Identify all lines in the listing that include the word "with", and copy them out.

**Entries:**
********
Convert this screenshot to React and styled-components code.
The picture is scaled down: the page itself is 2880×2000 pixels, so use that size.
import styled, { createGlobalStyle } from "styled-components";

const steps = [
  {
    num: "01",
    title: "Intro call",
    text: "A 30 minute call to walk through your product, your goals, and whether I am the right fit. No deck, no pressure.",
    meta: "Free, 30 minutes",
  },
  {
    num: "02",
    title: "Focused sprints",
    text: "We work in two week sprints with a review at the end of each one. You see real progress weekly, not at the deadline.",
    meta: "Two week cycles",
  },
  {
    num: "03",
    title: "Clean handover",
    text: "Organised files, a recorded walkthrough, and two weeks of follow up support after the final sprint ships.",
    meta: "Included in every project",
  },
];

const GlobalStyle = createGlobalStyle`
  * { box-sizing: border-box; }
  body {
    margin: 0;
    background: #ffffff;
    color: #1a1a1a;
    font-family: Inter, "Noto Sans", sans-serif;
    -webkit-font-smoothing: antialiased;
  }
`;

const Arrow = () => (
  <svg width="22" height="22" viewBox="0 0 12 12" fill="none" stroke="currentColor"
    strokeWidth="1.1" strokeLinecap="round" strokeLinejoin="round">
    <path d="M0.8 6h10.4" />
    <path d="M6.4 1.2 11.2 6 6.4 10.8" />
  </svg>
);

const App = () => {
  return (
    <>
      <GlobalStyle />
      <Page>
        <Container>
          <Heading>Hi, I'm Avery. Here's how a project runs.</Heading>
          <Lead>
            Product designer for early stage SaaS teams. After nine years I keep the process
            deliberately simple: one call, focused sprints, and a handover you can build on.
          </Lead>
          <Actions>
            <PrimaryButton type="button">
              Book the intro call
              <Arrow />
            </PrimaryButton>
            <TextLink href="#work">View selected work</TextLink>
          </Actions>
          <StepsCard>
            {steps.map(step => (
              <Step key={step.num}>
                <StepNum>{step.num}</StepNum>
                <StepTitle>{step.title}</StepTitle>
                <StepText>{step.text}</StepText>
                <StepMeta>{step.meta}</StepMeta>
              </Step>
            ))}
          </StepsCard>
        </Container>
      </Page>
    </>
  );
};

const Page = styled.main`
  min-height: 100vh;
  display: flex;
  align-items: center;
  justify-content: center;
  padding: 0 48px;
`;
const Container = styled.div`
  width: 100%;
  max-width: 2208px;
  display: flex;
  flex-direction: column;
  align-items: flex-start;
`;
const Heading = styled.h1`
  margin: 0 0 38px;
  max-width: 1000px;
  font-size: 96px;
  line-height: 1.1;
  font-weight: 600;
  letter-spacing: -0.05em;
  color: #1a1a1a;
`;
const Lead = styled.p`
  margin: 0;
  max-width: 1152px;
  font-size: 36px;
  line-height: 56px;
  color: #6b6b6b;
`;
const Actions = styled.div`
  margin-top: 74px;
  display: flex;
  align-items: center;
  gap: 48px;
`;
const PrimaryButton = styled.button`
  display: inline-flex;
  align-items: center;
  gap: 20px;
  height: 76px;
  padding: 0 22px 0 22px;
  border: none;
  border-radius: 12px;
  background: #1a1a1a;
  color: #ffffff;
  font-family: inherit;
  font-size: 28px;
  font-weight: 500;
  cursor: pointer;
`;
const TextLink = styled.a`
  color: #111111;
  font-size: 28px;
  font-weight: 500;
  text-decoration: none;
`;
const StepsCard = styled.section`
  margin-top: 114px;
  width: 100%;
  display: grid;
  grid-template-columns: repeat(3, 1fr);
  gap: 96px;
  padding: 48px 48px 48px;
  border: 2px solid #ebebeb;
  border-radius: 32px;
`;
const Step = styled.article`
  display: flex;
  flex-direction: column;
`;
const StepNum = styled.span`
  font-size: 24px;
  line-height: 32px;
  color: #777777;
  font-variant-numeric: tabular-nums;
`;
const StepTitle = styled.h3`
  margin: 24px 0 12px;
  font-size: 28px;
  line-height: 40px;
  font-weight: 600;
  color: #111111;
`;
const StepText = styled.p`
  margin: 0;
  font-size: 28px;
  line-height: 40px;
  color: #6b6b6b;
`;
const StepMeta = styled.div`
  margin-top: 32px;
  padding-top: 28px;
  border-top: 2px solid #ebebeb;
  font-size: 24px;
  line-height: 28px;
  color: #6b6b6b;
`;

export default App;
********
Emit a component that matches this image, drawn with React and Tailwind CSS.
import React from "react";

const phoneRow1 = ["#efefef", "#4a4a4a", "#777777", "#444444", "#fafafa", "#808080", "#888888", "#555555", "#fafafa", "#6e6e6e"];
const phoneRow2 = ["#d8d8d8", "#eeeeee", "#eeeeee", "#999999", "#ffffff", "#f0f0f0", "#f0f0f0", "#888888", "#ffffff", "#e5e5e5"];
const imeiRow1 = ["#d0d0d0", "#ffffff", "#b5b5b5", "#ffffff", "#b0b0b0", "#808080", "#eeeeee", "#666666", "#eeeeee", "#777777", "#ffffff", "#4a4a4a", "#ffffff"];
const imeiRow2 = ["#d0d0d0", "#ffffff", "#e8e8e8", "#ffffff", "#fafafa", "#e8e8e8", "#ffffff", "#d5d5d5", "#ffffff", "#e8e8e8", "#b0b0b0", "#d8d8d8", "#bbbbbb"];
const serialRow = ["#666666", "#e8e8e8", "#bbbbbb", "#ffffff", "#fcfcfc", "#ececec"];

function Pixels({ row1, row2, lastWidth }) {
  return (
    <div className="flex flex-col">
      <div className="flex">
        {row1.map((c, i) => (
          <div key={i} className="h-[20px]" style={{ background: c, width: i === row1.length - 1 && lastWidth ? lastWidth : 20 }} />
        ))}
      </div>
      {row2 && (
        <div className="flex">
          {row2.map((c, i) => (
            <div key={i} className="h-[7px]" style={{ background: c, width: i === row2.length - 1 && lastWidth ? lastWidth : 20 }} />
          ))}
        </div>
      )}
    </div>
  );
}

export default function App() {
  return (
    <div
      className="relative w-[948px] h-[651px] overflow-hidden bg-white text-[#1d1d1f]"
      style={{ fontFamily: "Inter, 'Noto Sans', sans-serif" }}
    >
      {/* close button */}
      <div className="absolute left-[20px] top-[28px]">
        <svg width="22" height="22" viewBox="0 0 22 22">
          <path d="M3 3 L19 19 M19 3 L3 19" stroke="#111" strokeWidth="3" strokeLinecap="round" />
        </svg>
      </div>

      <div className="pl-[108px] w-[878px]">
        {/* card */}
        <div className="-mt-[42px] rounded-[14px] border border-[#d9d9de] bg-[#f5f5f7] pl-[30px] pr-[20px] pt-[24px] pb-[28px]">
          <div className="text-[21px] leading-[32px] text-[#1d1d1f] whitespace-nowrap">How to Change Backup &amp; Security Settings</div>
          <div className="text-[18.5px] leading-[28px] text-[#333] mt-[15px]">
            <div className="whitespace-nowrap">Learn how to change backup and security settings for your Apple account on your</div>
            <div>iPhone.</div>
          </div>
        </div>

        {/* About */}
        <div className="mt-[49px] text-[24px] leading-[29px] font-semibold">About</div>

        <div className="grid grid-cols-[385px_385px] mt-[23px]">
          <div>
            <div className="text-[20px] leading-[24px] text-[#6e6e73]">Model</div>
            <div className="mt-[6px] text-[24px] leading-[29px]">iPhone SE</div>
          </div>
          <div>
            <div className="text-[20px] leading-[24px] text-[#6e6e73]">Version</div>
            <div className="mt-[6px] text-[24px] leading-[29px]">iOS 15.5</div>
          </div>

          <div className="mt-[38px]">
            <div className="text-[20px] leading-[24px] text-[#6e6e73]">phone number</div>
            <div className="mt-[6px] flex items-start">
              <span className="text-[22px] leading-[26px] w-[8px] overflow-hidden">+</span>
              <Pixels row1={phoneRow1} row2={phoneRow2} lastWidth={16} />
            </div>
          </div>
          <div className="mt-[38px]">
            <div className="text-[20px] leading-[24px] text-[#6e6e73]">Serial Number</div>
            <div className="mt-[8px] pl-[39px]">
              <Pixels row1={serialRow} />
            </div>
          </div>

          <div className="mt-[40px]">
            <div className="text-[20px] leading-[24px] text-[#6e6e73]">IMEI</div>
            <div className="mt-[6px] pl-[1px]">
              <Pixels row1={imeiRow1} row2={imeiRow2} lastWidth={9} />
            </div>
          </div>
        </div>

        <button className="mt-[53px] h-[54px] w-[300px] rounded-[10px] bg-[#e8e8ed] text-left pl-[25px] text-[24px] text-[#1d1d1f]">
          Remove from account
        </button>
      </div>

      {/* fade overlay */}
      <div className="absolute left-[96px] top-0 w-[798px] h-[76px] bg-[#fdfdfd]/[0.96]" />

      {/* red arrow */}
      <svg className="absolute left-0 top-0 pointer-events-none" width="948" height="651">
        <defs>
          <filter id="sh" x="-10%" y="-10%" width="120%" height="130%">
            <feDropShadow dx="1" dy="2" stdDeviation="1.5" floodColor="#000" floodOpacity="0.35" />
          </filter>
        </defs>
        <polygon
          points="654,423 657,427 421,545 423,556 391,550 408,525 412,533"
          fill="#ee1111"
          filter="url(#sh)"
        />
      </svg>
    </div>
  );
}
********
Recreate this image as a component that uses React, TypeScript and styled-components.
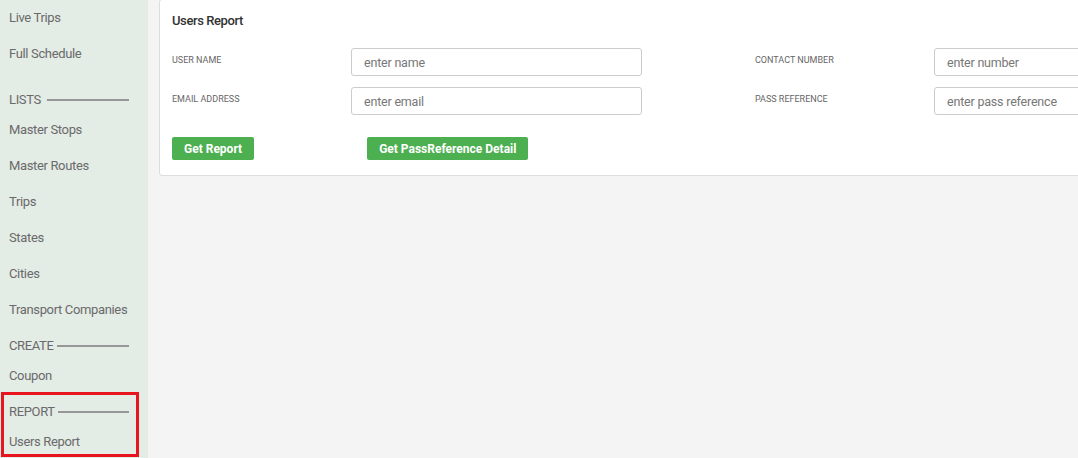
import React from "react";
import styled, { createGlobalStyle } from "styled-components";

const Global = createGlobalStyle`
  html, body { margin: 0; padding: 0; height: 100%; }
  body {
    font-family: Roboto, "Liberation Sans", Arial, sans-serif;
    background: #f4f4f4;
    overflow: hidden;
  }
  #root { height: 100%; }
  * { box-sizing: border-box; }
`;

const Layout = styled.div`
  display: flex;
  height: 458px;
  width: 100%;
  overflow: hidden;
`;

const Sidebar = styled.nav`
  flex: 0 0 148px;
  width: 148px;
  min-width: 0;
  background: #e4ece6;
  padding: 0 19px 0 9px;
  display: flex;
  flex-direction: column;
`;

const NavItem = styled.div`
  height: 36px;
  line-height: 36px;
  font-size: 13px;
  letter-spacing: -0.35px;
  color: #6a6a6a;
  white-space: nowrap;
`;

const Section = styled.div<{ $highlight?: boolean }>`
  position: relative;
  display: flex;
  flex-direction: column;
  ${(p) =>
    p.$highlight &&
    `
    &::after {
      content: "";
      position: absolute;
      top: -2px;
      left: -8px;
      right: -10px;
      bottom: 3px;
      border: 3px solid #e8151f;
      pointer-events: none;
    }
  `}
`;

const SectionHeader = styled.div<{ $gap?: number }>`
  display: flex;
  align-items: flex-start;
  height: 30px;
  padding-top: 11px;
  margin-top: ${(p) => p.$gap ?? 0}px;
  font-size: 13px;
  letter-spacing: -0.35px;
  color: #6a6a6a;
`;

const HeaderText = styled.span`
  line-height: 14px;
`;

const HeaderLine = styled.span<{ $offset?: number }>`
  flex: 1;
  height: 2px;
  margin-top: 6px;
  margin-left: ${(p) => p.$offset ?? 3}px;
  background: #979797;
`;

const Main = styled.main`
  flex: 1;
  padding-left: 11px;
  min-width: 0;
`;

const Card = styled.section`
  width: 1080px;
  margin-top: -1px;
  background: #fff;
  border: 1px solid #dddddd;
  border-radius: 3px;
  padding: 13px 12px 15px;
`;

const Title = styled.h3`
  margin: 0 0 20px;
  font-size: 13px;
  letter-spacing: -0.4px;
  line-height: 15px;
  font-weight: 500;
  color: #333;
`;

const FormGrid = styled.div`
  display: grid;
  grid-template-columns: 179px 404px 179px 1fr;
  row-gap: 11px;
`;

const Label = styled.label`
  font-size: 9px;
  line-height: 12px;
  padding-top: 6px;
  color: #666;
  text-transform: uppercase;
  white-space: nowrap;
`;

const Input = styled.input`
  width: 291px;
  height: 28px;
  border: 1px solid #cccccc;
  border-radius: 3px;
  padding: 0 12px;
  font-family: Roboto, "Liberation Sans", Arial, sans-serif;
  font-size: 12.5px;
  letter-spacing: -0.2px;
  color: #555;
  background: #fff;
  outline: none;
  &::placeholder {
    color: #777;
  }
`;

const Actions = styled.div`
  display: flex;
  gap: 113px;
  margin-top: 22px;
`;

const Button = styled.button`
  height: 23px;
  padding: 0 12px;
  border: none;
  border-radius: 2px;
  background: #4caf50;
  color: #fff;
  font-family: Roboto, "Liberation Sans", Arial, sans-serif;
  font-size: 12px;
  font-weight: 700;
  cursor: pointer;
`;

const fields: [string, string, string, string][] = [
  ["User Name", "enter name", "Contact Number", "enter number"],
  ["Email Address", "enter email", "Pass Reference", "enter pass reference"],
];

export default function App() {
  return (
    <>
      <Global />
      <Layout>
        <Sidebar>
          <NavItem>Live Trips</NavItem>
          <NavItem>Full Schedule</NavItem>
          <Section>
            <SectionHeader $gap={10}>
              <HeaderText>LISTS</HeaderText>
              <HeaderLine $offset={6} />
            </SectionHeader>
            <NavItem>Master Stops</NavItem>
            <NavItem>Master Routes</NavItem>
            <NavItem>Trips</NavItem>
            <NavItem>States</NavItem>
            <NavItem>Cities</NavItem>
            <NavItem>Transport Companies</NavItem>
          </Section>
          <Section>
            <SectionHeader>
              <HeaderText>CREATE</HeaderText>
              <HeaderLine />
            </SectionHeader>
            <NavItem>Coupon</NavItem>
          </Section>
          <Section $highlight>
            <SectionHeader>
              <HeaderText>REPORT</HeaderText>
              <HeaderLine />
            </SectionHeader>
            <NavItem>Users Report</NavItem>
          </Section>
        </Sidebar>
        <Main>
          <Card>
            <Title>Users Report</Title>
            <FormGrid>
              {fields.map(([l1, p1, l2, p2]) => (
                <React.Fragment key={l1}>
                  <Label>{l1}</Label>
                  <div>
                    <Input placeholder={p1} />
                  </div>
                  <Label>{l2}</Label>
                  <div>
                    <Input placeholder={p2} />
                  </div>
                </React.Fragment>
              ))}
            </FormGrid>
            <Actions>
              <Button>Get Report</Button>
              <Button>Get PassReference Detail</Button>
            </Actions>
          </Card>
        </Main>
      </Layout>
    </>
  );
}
********
**Exercise answer:**
    text: "We work in two week sprints with a review at the end of each one. You see real progress weekly, not at the deadline.",
Emit a component that matches this image, drawn with React and Tailwind CSS.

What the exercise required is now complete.